** START Data provided **

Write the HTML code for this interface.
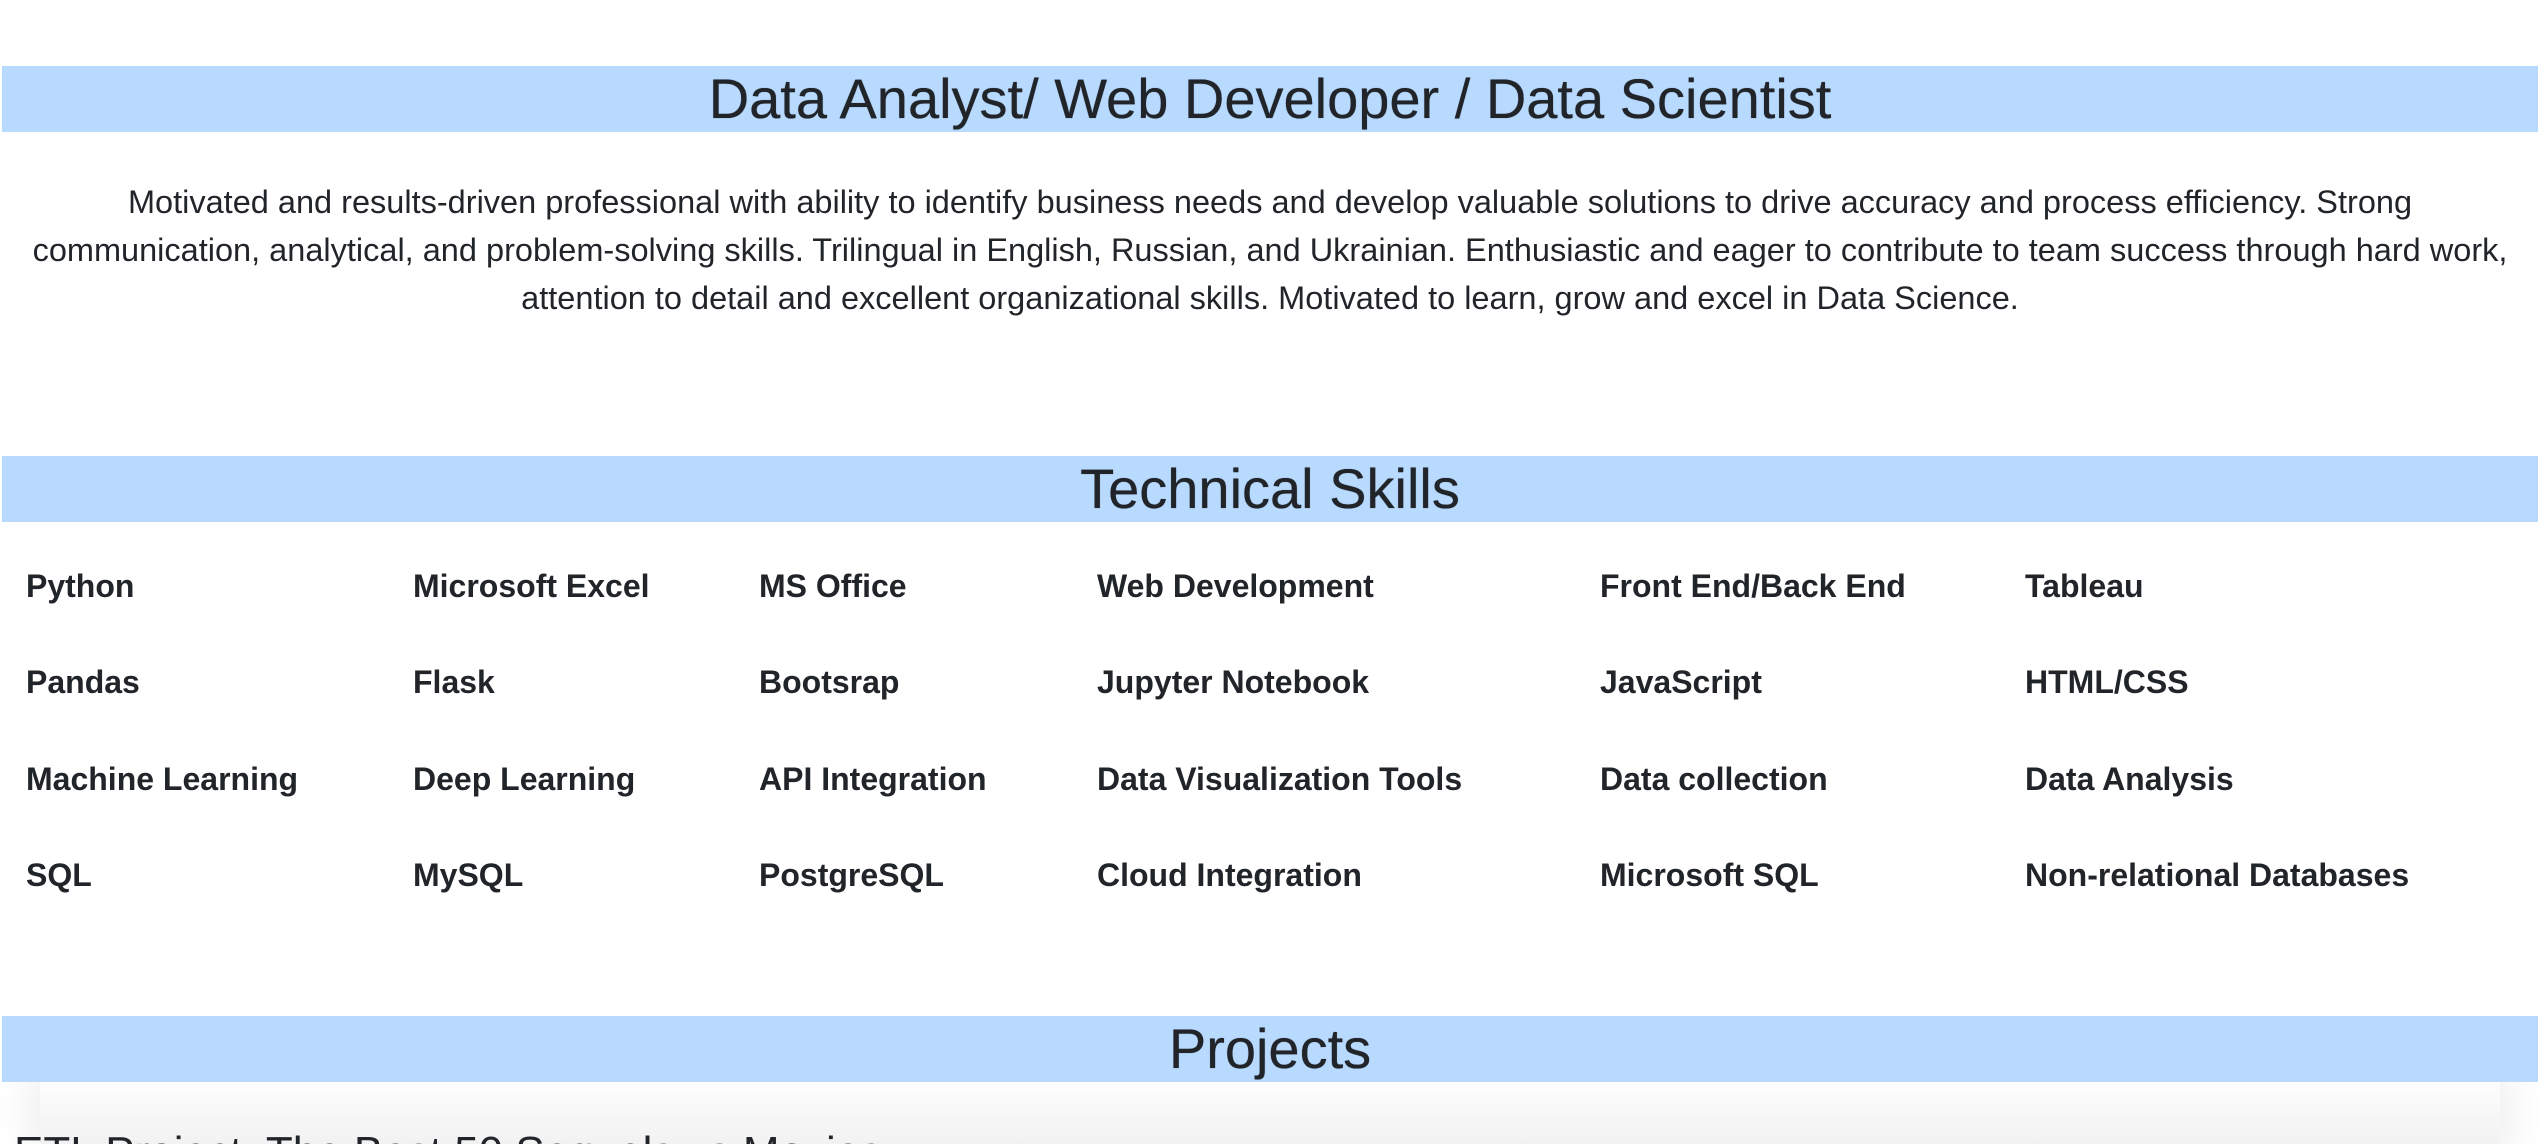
<!DOCTYPE html>
<html><head><meta charset="utf-8"><style>
html,body{margin:0;padding:0;background:#fff;width:2540px;height:1144px;max-height:1144px;overflow:hidden;font-family:"Liberation Sans",sans-serif;color:#212529;position:relative}
.bar{position:absolute;left:2px;width:2536px;height:66px;background:#b8daff;text-align:center;font-size:56px;line-height:66px;font-weight:500;text-shadow:0 0 0.6px #212529}
.p{position:absolute;left:0;width:2540px;top:178px;text-align:center;font-size:32.5px;line-height:48px}
.sk{position:absolute;font-size:32px;font-weight:bold;white-space:nowrap}
.card{position:absolute;left:40px;top:1082px;width:2460px;height:62px;box-shadow:0 0 40px 10px rgba(0,0,0,0.07);background:linear-gradient(#fdfdfd,#f2f2f2)}
.ct{position:absolute;left:14px;top:1128px;font-size:44px;font-weight:500;white-space:nowrap;line-height:50px;height:16px;overflow:hidden}
</style></head><body>
<div class="bar" style="top:66px">Data Analyst/ Web Developer / Data Scientist</div>
<div class="p">Motivated and results-driven professional with ability to identify business needs and develop valuable solutions to drive accuracy and process efficiency. Strong<br>communication, analytical, and problem-solving skills. Trilingual in English, Russian, and Ukrainian. Enthusiastic and eager to contribute to team success through hard work,<br>attention to detail and excellent organizational skills. Motivated to learn, grow and excel in Data Science.</div>
<div class="bar" style="top:456px">Technical Skills</div>

<div class="sk" style="left:26px;top:568px">Python</div>
<div class="sk" style="left:413px;top:568px">Microsoft Excel</div>
<div class="sk" style="left:759px;top:568px">MS Office</div>
<div class="sk" style="left:1097px;top:568px">Web Development</div>
<div class="sk" style="left:1600px;top:568px">Front End/Back End</div>
<div class="sk" style="left:2025px;top:568px">Tableau</div>

<div class="sk" style="left:26px;top:664px">Pandas</div>
<div class="sk" style="left:413px;top:664px">Flask</div>
<div class="sk" style="left:759px;top:664px">Bootsrap</div>
<div class="sk" style="left:1097px;top:664px">Jupyter Notebook</div>
<div class="sk" style="left:1600px;top:664px">JavaScript</div>
<div class="sk" style="left:2025px;top:664px">HTML/CSS</div>

<div class="sk" style="left:26px;top:761px">Machine Learning</div>
<div class="sk" style="left:413px;top:761px">Deep Learning</div>
<div class="sk" style="left:759px;top:761px">API Integration</div>
<div class="sk" style="left:1097px;top:761px">Data Visualization Tools</div>
<div class="sk" style="left:1600px;top:761px">Data collection</div>
<div class="sk" style="left:2025px;top:761px">Data Analysis</div>

<div class="sk" style="left:26px;top:857px">SQL</div>
<div class="sk" style="left:413px;top:857px">MySQL</div>
<div class="sk" style="left:759px;top:857px">PostgreSQL</div>
<div class="sk" style="left:1097px;top:857px">Cloud Integration</div>
<div class="sk" style="left:1600px;top:857px">Microsoft SQL</div>
<div class="sk" style="left:2025px;top:857px">Non-relational Databases</div>

<div class="card"></div>
<div class="bar" style="top:1016px">Projects</div>
<div class="ct">ETL Project: The Best 50 Sequels vs Movies</div>
</body></html>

** END Data provided **

(Task directions) Copy the data word for word. Pictures do not go in the copy.

(Solution to the exercise)
Write the HTML code for this interface.
<!DOCTYPE html>
<html><head><meta charset="utf-8"><style>
html,body{margin:0;padding:0;background:#fff;width:2540px;height:1144px;max-height:1144px;overflow:hidden;font-family:"Liberation Sans",sans-serif;color:#212529;position:relative}
.bar{position:absolute;left:2px;width:2536px;height:66px;background:#b8daff;text-align:center;font-size:56px;line-height:66px;font-weight:500;text-shadow:0 0 0.6px #212529}
.p{position:absolute;left:0;width:2540px;top:178px;text-align:center;font-size:32.5px;line-height:48px}
.sk{position:absolute;font-size:32px;font-weight:bold;white-space:nowrap}
.card{position:absolute;left:40px;top:1082px;width:2460px;height:62px;box-shadow:0 0 40px 10px rgba(0,0,0,0.07);background:linear-gradient(#fdfdfd,#f2f2f2)}
.ct{position:absolute;left:14px;top:1128px;font-size:44px;font-weight:500;white-space:nowrap;line-height:50px;height:16px;overflow:hidden}
</style></head><body>
<div class="bar" style="top:66px">Data Analyst/ Web Developer / Data Scientist</div>
<div class="p">Motivated and results-driven professional with ability to identify business needs and develop valuable solutions to drive accuracy and process efficiency. Strong<br>communication, analytical, and problem-solving skills. Trilingual in English, Russian, and Ukrainian. Enthusiastic and eager to contribute to team success through hard work,<br>attention to detail and excellent organizational skills. Motivated to learn, grow and excel in Data Science.</div>
<div class="bar" style="top:456px">Technical Skills</div>

<div class="sk" style="left:26px;top:568px">Python</div>
<div class="sk" style="left:413px;top:568px">Microsoft Excel</div>
<div class="sk" style="left:759px;top:568px">MS Office</div>
<div class="sk" style="left:1097px;top:568px">Web Development</div>
<div class="sk" style="left:1600px;top:568px">Front End/Back End</div>
<div class="sk" style="left:2025px;top:568px">Tableau</div>

<div class="sk" style="left:26px;top:664px">Pandas</div>
<div class="sk" style="left:413px;top:664px">Flask</div>
<div class="sk" style="left:759px;top:664px">Bootsrap</div>
<div class="sk" style="left:1097px;top:664px">Jupyter Notebook</div>
<div class="sk" style="left:1600px;top:664px">JavaScript</div>
<div class="sk" style="left:2025px;top:664px">HTML/CSS</div>

<div class="sk" style="left:26px;top:761px">Machine Learning</div>
<div class="sk" style="left:413px;top:761px">Deep Learning</div>
<div class="sk" style="left:759px;top:761px">API Integration</div>
<div class="sk" style="left:1097px;top:761px">Data Visualization Tools</div>
<div class="sk" style="left:1600px;top:761px">Data collection</div>
<div class="sk" style="left:2025px;top:761px">Data Analysis</div>

<div class="sk" style="left:26px;top:857px">SQL</div>
<div class="sk" style="left:413px;top:857px">MySQL</div>
<div class="sk" style="left:759px;top:857px">PostgreSQL</div>
<div class="sk" style="left:1097px;top:857px">Cloud Integration</div>
<div class="sk" style="left:1600px;top:857px">Microsoft SQL</div>
<div class="sk" style="left:2025px;top:857px">Non-relational Databases</div>

<div class="card"></div>
<div class="bar" style="top:1016px">Projects</div>
<div class="ct">ETL Project: The Best 50 Sequels vs Movies</div>
</body></html>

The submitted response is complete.